Effect of Sputtering Current on the Comprehensive Properties of (Ti,Al)N Coating and High-Speed Steel Substrate

  • Yongyao Su
  • Liangliang Tian
  • Rong Hu
  • Hongdong Liu
  • Tong Feng
  • Jinbiao Wang


To improve the practical property of (Ti,Al)N coating on a high-speed steel (HSS) substrate, a series of sputtering currents were used to obtain several (Ti,Al)N coatings using a magnetron sputtering equipment. The phase structure, morphology, and components of (Ti,Al)N coatings were characterized by x-ray diffraction, scanning electron microscopy, energy-dispersive x-ray spectroscopy, and x-ray photoelectron spectroscopy, respectively. The performance of (Ti,Al)N coatings, adhesion, hardness, and wear resistance was tested using a scratch tester, micro/nanohardness tester, and tribometer, respectively. Based on the structure–property relationships of (Ti,Al)N coatings, the results show that both the Al content and deposition temperature of (Ti,Al)N coatings increased with sputtering current. A high Al content helped to improve the performance of (Ti,Al)N coatings. However, the HSS substrate was softened during the high sputtering current treatment. Therefore, the optimum sputtering current was determined as 2.5 A that effectively increased the hardness and wear resistance of (Ti,Al)N coating.

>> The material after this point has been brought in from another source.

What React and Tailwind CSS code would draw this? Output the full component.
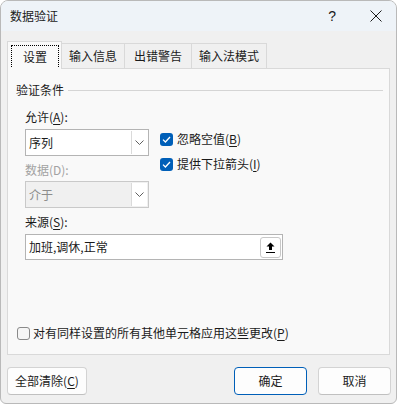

high-speed steel property sputtering current structure (Ti,Al)N coating 



This work was financially supported by the Basic and Frontier Research Program of Chongqing Municipality (cstc2016jcyjA0451), Scientific and Technological Research Program of Chongqing Municipal Education Commission (KJ1601104), The Foundation of Chongqing University of Art and Sciences (Y2015XC24, 2017RXC25), Natural Science Foundation of China (21603020), and NSAF (51275323).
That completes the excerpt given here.